Aside from that I've seldom used them though. The defaulting behavior may go back to 8-bit days. A lot of people came from 12-bit machines into 8-bit programming, and a lot of electronics types were frightened by hex initially in those days and didn't trust it. I can't remember what early 8-bit MS Basic had in the way of mask literals, maybe only octal? - Anonymous
February 18, 2005
The comment has been removed - Anonymous
February 18, 2005
I'd echo James' comments. I use vbscript when I write ASP's, so I've got a working knowledge. But the quiz questions were absurdly out of my league - I didn't even know you could have octal literals (I don't use these in C even though I know how*). I am interested in finding out the answers, so I'll read along.
As an aside, aren't bit masking operations not possible in VBScript anyway (I recall having to div and mod to see if flags were set)? This is one of the main uses for hex and octal literals.
*for the nitpickers in the house, yes I use the octal literal "0", but nobody considers that a "real" octal constant. - Anonymous
February 20, 2005
Eric,
>> I think I made it too hard!
For me, most of the problem was the length rather than the difficulty.
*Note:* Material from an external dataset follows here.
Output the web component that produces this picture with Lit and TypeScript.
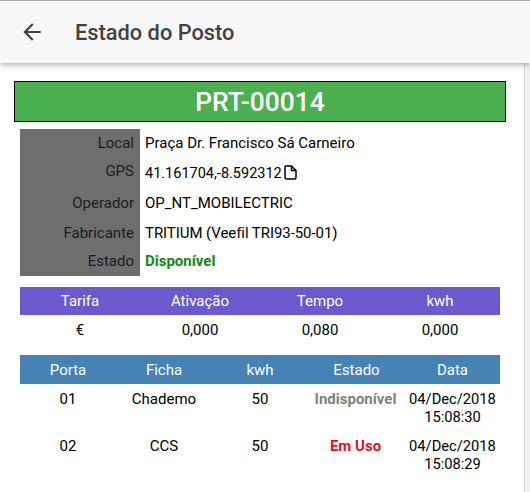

Not to say that the problems were easy (they weren't - I only knew the answers to about a quarter of them) but after typing out the answer to some of them it just seemed to take a long time.
If you posted a couple of questions at a time (if you did this again), that would be good I think.
Don't take this as a complaint - I love the blog. - Anonymous
February 22, 2005
If I recall correctly, & was the identifier for octal in the original Altair Basic too along with # for real (double?), % for int, and of course $ for string. - Anonymous
February 23, 2005
Well, I don't know how helpful practical knowledge of VBScript would be for this quiz. Most of these are not practical situations! As I mentioned to Eric, I've never actually written VB or VBScript before. My last exposure to BASIC was about 20 years ago. On the other hand, knowledge about compilers was very helpful. Although there seems to be almost NO documentation for what VBScript is, almost every compiler works in one of a small number of ways... It was a tricky quiz though.